Bunde was talking about catching redfish in Florida when Crain hollered and grabbed his worm-baited rig. I tried to get out of his way as he danced sideways playing the fish.
“He got off! And he was a good one,” Crain said.
Bunde headed toward the mouth of Abrams Creek and I followed. I climbed onto a huge tree stump that jutted out over the water and cast the drop-shot rigged red worm.
In no time I had a fish on, a small one, but still the first one of the day, always a thrill. It was a little catfish, more yellow than any catfish I’d ever caught. Bunde, about 300 yards upstream, was casting to the side of the silty water coming out of what was left of Abrams Creek.
Drew and I saw him land a good-sized fish and release it. He came over to us and gave us the report: a smallmouth, caught with a plastic worm. Bunde had no use for the red worms I’d gotten from the cooler at the big store the night before, where a kid walked past and murmured, I could have sworn, “Bait fishing ain’t real fishing.” Kid was maybe 10 years old. He didn’t even look at me.
Crain soon took Bunde’s place at the mouth of the creek, and I stayed at my perch, casting out into muddy water only a few feet deep.
Motorcycles began to blast down Highway 129, and more and more people stumbled down the steep banks to fish or take pictures. You could see two other bridges that had crossed the mouth of Abrams Creek, each of them underwater at normal pool. Tiny mussel shells littered the exposed lake bottom. Hundreds of cans, mostly beer, lay half buried in the mud. Bottles bobbed along in the artificial current of the Little T. Bubbles gurgled up frequently, gas released from the muddy bottom.
I found a horseshoe, crusted over like a fossil. Bunde wondered if there might be a horse somewhere under the mud. I joined Crain near the creek mouth. He offered me his place where the silty water met the clear, deep water of the lake, a distinct border where Bunde had caught the bass.
I said no and positioned myself a few yards upstream. First cast with the Little Cleo spoon, I snagged the exotic striped fish, so beautiful in the water, slightly less beautiful as it floundered in the mud. When I got the hook out and washed some of the mud off, I blurted, “It’s a saugeye!” It was the first fish that came to mind, a hybrid of a sauger and a walleye, which had a big fan-like dorsal fin like this one.
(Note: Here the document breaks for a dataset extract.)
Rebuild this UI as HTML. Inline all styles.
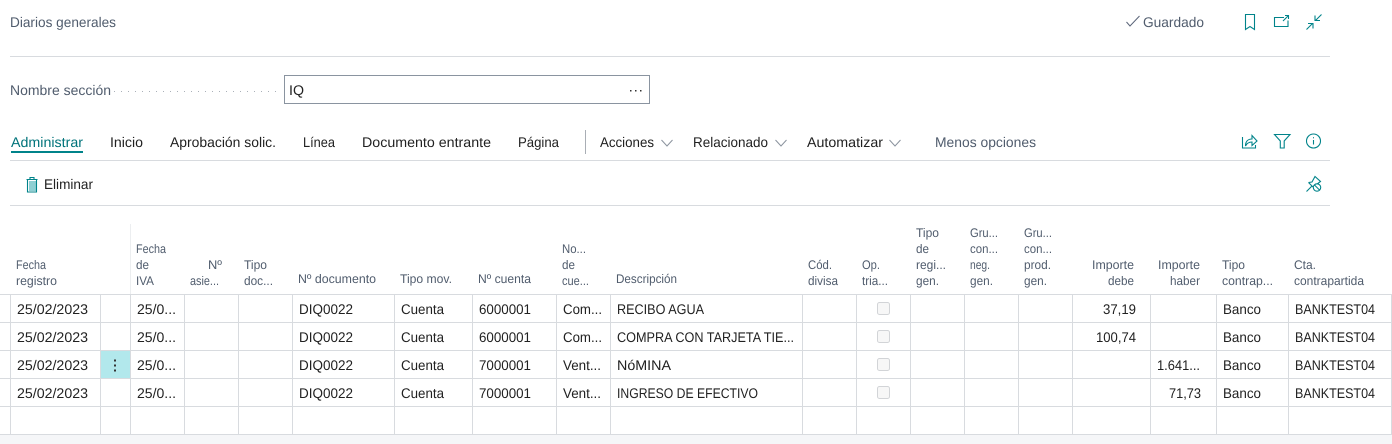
<!DOCTYPE html>
<html lang="es"><head><meta charset="utf-8"><title>Diarios generales</title>
<style>
html,body{margin:0;padding:0;background:#fff;width:1392px;height:444px;overflow:hidden}
svg{display:block}
text{font-family:"Liberation Sans",sans-serif;font-size:14px;fill:#212121;text-rendering:geometricPrecision}
.s{fill:#505c6d}
.h{font-size:12.5px;fill:#505c6d}
.i{fill:none;stroke:#00838a;stroke-width:1.1}
.l{stroke:#d8dbdf;stroke-width:1}
</style></head><body>
<svg width="1392" height="444" viewBox="0 0 1392 444" xmlns="http://www.w3.org/2000/svg">
<rect x="0" y="435" width="1392" height="9" fill="#f5f6f8"/>
<text class="s" x="10" y="27" textLength="106" lengthAdjust="spacingAndGlyphs">Diarios generales</text>
<path d="M1126.500 22l3.500 4 9.500-10" fill="none" stroke="#5a6478" stroke-width="1"/>
<text class="s" x="1143" y="27" textLength="61" lengthAdjust="spacingAndGlyphs">Guardado</text>
<path class="i" d="M1245.500 14.500h9v15l-4.500-3-4.500 3z"/>
<path class="i" d="M1284 17.500h-9.500v9h13.500v-6M1283 21l5-5M1285 15.500h3.500v3.500"/>
<path class="i" d="M1306.500 29.500l6-6M1308 23.500h5v5M1321.500 14.500l-6 6M1315 15.500v5h5"/>
<line class="l" x1="10" y1="56.500" x2="1330" y2="56.500"/>

<text class="s" x="10" y="95" textLength="101" lengthAdjust="spacingAndGlyphs">Nombre sección</text>
<line x1="114" y1="91.500" x2="281" y2="91.500" stroke="#aab0b8" stroke-width="1" stroke-dasharray="1 6"/>
<rect x="284.500" y="75.500" width="365" height="28" fill="#fff" stroke="#8a94a0"/>
<text x="289" y="95" textLength="15" lengthAdjust="spacingAndGlyphs">IQ</text>
<g fill="#333"><rect x="630" y="90" width="1.500" height="1.500"/><rect x="635" y="90" width="1.500" height="1.500"/><rect x="640" y="90" width="1.500" height="1.500"/></g>

<text x="11" y="147" style="fill:#00737a" textLength="72" lengthAdjust="spacingAndGlyphs">Administrar</text>
<rect x="11" y="151" width="72" height="2" fill="#00838a"/>
<text x="110" y="147" textLength="33" lengthAdjust="spacingAndGlyphs">Inicio</text>
<text x="170" y="147" textLength="106" lengthAdjust="spacingAndGlyphs">Aprobación solic.</text>
<text x="303" y="147" textLength="32" lengthAdjust="spacingAndGlyphs">Línea</text>
<text x="362" y="147" textLength="129" lengthAdjust="spacingAndGlyphs">Documento entrante</text>
<text x="518" y="147" textLength="41" lengthAdjust="spacingAndGlyphs">Página</text>
<rect x="585" y="130" width="1" height="24" fill="#a9aeb5"/>
<text x="600" y="147" textLength="54" lengthAdjust="spacingAndGlyphs">Acciones</text>
<path d="M661.500 140l5.500 6 5.500-6" fill="none" stroke="#8a929d"/>
<text x="693" y="147" textLength="75" lengthAdjust="spacingAndGlyphs">Relacionado</text>
<path d="M775.500 140l5.500 6 5.500-6" fill="none" stroke="#8a929d"/>
<text x="807" y="147" textLength="76" lengthAdjust="spacingAndGlyphs">Automatizar</text>
<path d="M889.500 140l5.500 6 5.500-6" fill="none" stroke="#8a929d"/>
<text class="s" x="935" y="147" textLength="101" lengthAdjust="spacingAndGlyphs">Menos opciones</text>

<path class="i" d="M1242.500 137v11h13v-3M1245.500 146c0-4.500 2.500-7 6.500-7v-3.500l5 5.500-5 4.500v-3.500c-3 0-5 1-6.500 4z"/>
<path class="i" d="M1274.500 134.500h15.500l-5.800 6.500v7h-3.900v-7z"/>
<circle class="i" cx="1313.500" cy="141" r="7"/>
<path d="M1313.500 140v4.500" stroke="#00838a" stroke-width="1.100"/><rect x="1313" y="137.200" width="1" height="1.100" fill="#00838a"/>
<line class="l" x1="10" y1="160.500" x2="1330" y2="160.500"/>

<path d="M29 181h7v10h-7z" fill="#8fcfd3"/>
<path class="i" d="M26.500 179.500h11M27.500 179.500v12.500h9v-12.500M30 179.500v-2h4v2"/>
<text x="44" y="189" textLength="49" lengthAdjust="spacingAndGlyphs">Eliminar</text>
<path class="i" d="M1306.500 191.500l5.500-5.500M1308.500 182.500l3.500-.5 3-5.500 5.500 5-4 3M1308.500 182.500l4.500 4.500"/>
<circle cx="1317" cy="187.500" r="3.700" fill="#fff" stroke="#00838a" stroke-width="1.100"/>
<path d="M1314.500 185l5 5" stroke="#00838a"/>
<line class="l" x1="10" y1="205.500" x2="1330" y2="205.500"/>

<!-- header -->
<rect x="130" y="224" width="1" height="70" fill="#eceef0"/>
<g class="hdr">
<text class="h" x="16" y="269" textLength="30" lengthAdjust="spacingAndGlyphs">Fecha</text>
<text class="h" x="16" y="285" textLength="41" lengthAdjust="spacingAndGlyphs">registro</text>
<text class="h" x="136" y="253" textLength="30" lengthAdjust="spacingAndGlyphs">Fecha</text>
<text class="h" x="136" y="269" textLength="13" lengthAdjust="spacingAndGlyphs">de</text>
<text class="h" x="136" y="285" textLength="18" lengthAdjust="spacingAndGlyphs">IVA</text>
<text class="h" x="208" y="269" textLength="14" lengthAdjust="spacingAndGlyphs">Nº</text>
<text class="h" x="190" y="285" textLength="29" lengthAdjust="spacingAndGlyphs">asie...</text>
<text class="h" x="244" y="269" textLength="23" lengthAdjust="spacingAndGlyphs">Tipo</text>
<text class="h" x="244" y="285" textLength="29" lengthAdjust="spacingAndGlyphs">doc...</text>
<text class="h" x="298" y="283" textLength="78" lengthAdjust="spacingAndGlyphs">Nº documento</text>
<text class="h" x="400" y="283" textLength="52" lengthAdjust="spacingAndGlyphs">Tipo mov.</text>
<text class="h" x="478" y="283" textLength="53" lengthAdjust="spacingAndGlyphs">Nº cuenta</text>
<text class="h" x="562" y="253" textLength="24" lengthAdjust="spacingAndGlyphs">No...</text>
<text class="h" x="562" y="269" textLength="13" lengthAdjust="spacingAndGlyphs">de</text>
<text class="h" x="562" y="285" textLength="27" lengthAdjust="spacingAndGlyphs">cue...</text>
<text class="h" x="616" y="283" textLength="61" lengthAdjust="spacingAndGlyphs">Descripción</text>
<text class="h" x="808" y="269" textLength="24" lengthAdjust="spacingAndGlyphs">Cód.</text>
<text class="h" x="808" y="285" textLength="30" lengthAdjust="spacingAndGlyphs">divisa</text>
<text class="h" x="862" y="269" textLength="18" lengthAdjust="spacingAndGlyphs">Op.</text>
<text class="h" x="862" y="285" textLength="26" lengthAdjust="spacingAndGlyphs">tria...</text>
<text class="h" x="916" y="237" textLength="23" lengthAdjust="spacingAndGlyphs">Tipo</text>
<text class="h" x="916" y="253" textLength="13" lengthAdjust="spacingAndGlyphs">de</text>
<text class="h" x="916" y="269" textLength="30" lengthAdjust="spacingAndGlyphs">regi...</text>
<text class="h" x="916" y="285" textLength="23" lengthAdjust="spacingAndGlyphs">gen.</text>
<text class="h" x="970" y="237" textLength="28" lengthAdjust="spacingAndGlyphs">Gru...</text>
<text class="h" x="970" y="253" textLength="28" lengthAdjust="spacingAndGlyphs">con...</text>
<text class="h" x="970" y="269" textLength="20" lengthAdjust="spacingAndGlyphs">neg.</text>
<text class="h" x="970" y="285" textLength="23" lengthAdjust="spacingAndGlyphs">gen.</text>
<text class="h" x="1024" y="237" textLength="28" lengthAdjust="spacingAndGlyphs">Gru...</text>
<text class="h" x="1024" y="253" textLength="28" lengthAdjust="spacingAndGlyphs">con...</text>
<text class="h" x="1024" y="269" textLength="27" lengthAdjust="spacingAndGlyphs">prod.</text>
<text class="h" x="1024" y="285" textLength="23" lengthAdjust="spacingAndGlyphs">gen.</text>
<text class="h" x="1092" y="269" textLength="42" lengthAdjust="spacingAndGlyphs">Importe</text>
<text class="h" x="1108" y="285" textLength="26" lengthAdjust="spacingAndGlyphs">debe</text>
<text class="h" x="1158" y="269" textLength="42" lengthAdjust="spacingAndGlyphs">Importe</text>
<text class="h" x="1170" y="285" textLength="30" lengthAdjust="spacingAndGlyphs">haber</text>
<text class="h" x="1222" y="269" textLength="23" lengthAdjust="spacingAndGlyphs">Tipo</text>
<text class="h" x="1222" y="285" textLength="51" lengthAdjust="spacingAndGlyphs">contrap...</text>
<text class="h" x="1294" y="269" textLength="22" lengthAdjust="spacingAndGlyphs">Cta.</text>
<text class="h" x="1294" y="285" textLength="70" lengthAdjust="spacingAndGlyphs">contrapartida</text>
</g>

<!-- highlighted cell -->
<rect x="101" y="351" width="29" height="27" fill="#b2e8ec"/>
<g fill="#333"><rect x="114" y="359.500" width="2" height="2"/><rect x="114" y="364.500" width="2" height="2"/><rect x="114" y="369.500" width="2" height="2"/></g>

<!-- grid -->
<g class="l">
<line x1="0" y1="294.500" x2="1392" y2="294.500"/>
<line x1="0" y1="322.500" x2="1392" y2="322.500"/>
<line x1="0" y1="350.500" x2="1392" y2="350.500"/>
<line x1="0" y1="378.500" x2="1392" y2="378.500"/>
<line x1="0" y1="406.500" x2="1392" y2="406.500"/>
<line x1="0" y1="434.500" x2="1392" y2="434.500"/>
<path d="M10.500 294v140M100.500 294v140M130.500 294v140M184.500 294v140M238.500 294v140M292.500 294v140M394.500 294v140M472.500 294v140M556.500 294v140M610.500 294v140M802.500 294v140M856.500 294v140M910.500 294v140M964.500 294v140M1018.500 294v140M1072.500 294v140M1150.500 294v140M1216.500 294v140M1288.500 294v140M1391.500 294v140" fill="none"/>
</g>

<!-- checkboxes -->
<g fill="#f7f7f7" stroke="#d2d4d7">
<rect x="877.500" y="302.500" width="12" height="12" rx="2"/>
<rect x="877.500" y="330.500" width="12" height="12" rx="2"/>
<rect x="877.500" y="358.500" width="12" height="12" rx="2"/>
<rect x="877.500" y="386.500" width="12" height="12" rx="2"/>
</g>

<!-- row 1 -->
<text x="17" y="314" textLength="71" lengthAdjust="spacingAndGlyphs">25/02/2023</text>
<text x="137" y="314" textLength="39" lengthAdjust="spacingAndGlyphs">25/0...</text>
<text x="299" y="314" textLength="54" lengthAdjust="spacingAndGlyphs">DIQ0022</text>
<text x="401" y="314" textLength="43" lengthAdjust="spacingAndGlyphs">Cuenta</text>
<text x="479" y="314" textLength="52" lengthAdjust="spacingAndGlyphs">6000001</text>
<text x="563" y="314" textLength="39" lengthAdjust="spacingAndGlyphs">Com...</text>
<text x="617" y="314" textLength="87" lengthAdjust="spacingAndGlyphs">RECIBO AGUA</text>
<text x="1103" y="314" textLength="33" lengthAdjust="spacingAndGlyphs">37,19</text>
<text x="1223" y="314" textLength="38" lengthAdjust="spacingAndGlyphs">Banco</text>
<text x="1295" y="314" textLength="80" lengthAdjust="spacingAndGlyphs">BANKTEST04</text>
<!-- row 2 -->
<text x="17" y="342" textLength="71" lengthAdjust="spacingAndGlyphs">25/02/2023</text>
<text x="137" y="342" textLength="39" lengthAdjust="spacingAndGlyphs">25/0...</text>
<text x="299" y="342" textLength="54" lengthAdjust="spacingAndGlyphs">DIQ0022</text>
<text x="401" y="342" textLength="43" lengthAdjust="spacingAndGlyphs">Cuenta</text>
<text x="479" y="342" textLength="52" lengthAdjust="spacingAndGlyphs">6000001</text>
<text x="563" y="342" textLength="39" lengthAdjust="spacingAndGlyphs">Com...</text>
<text x="617" y="342" textLength="177" lengthAdjust="spacingAndGlyphs">COMPRA CON TARJETA TIE...</text>
<text x="1096" y="342" textLength="40" lengthAdjust="spacingAndGlyphs">100,74</text>
<text x="1223" y="342" textLength="38" lengthAdjust="spacingAndGlyphs">Banco</text>
<text x="1295" y="342" textLength="80" lengthAdjust="spacingAndGlyphs">BANKTEST04</text>
<!-- row 3 -->
<text x="17" y="370" textLength="71" lengthAdjust="spacingAndGlyphs">25/02/2023</text>
<text x="137" y="370" textLength="39" lengthAdjust="spacingAndGlyphs">25/0...</text>
<text x="299" y="370" textLength="54" lengthAdjust="spacingAndGlyphs">DIQ0022</text>
<text x="401" y="370" textLength="43" lengthAdjust="spacingAndGlyphs">Cuenta</text>
<text x="479" y="370" textLength="52" lengthAdjust="spacingAndGlyphs">7000001</text>
<text x="563" y="370" textLength="38" lengthAdjust="spacingAndGlyphs">Vent...</text>
<text x="617" y="370" textLength="54" lengthAdjust="spacingAndGlyphs">NóMINA</text>
<text x="1157" y="370" textLength="43" lengthAdjust="spacingAndGlyphs">1.641...</text>
<text x="1223" y="370" textLength="38" lengthAdjust="spacingAndGlyphs">Banco</text>
<text x="1295" y="370" textLength="80" lengthAdjust="spacingAndGlyphs">BANKTEST04</text>
<!-- row 4 -->
<text x="17" y="398" textLength="71" lengthAdjust="spacingAndGlyphs">25/02/2023</text>
<text x="137" y="398" textLength="39" lengthAdjust="spacingAndGlyphs">25/0...</text>
<text x="299" y="398" textLength="54" lengthAdjust="spacingAndGlyphs">DIQ0022</text>
<text x="401" y="398" textLength="43" lengthAdjust="spacingAndGlyphs">Cuenta</text>
<text x="479" y="398" textLength="52" lengthAdjust="spacingAndGlyphs">7000001</text>
<text x="563" y="398" textLength="38" lengthAdjust="spacingAndGlyphs">Vent...</text>
<text x="617" y="398" textLength="141" lengthAdjust="spacingAndGlyphs">INGRESO DE EFECTIVO</text>
<text x="1169" y="398" textLength="32" lengthAdjust="spacingAndGlyphs">71,73</text>
<text x="1223" y="398" textLength="38" lengthAdjust="spacingAndGlyphs">Banco</text>
<text x="1295" y="398" textLength="80" lengthAdjust="spacingAndGlyphs">BANKTEST04</text>
</svg>
</body></html>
For some reason, everyone seemed to agree.
I released it and he swam back to what remained of the depths.
We left a little while after the saugeye catch because nobody seemed to be pulling in the mythical hauls of fish that we’d expected. The lowered lake had lost its novelty for me, and the whole scene, like a shoddy reenactment of pre-dam history, made me mourn the lost river and ponder the eternal question: Why do people drop cans into a lake?
Crain sent me an email after I got home, including a link to a fish photo from the Tennessee Wildlife Resources website. It was a yellow perch that I’d caught. Saugeye, Crain wrote, have teeth and don’t have the orange fins. He told me I’d probably released a state record yellow perch. (The current record is 2 pounds, 2 ounces.)
The only thing worse than throwing back a state record fish would be to clean him and eat him, so at least I had that consolation, and as a mere bait slinger, fishing a drawn-down lake, I wouldn’t feel right about holding a state record.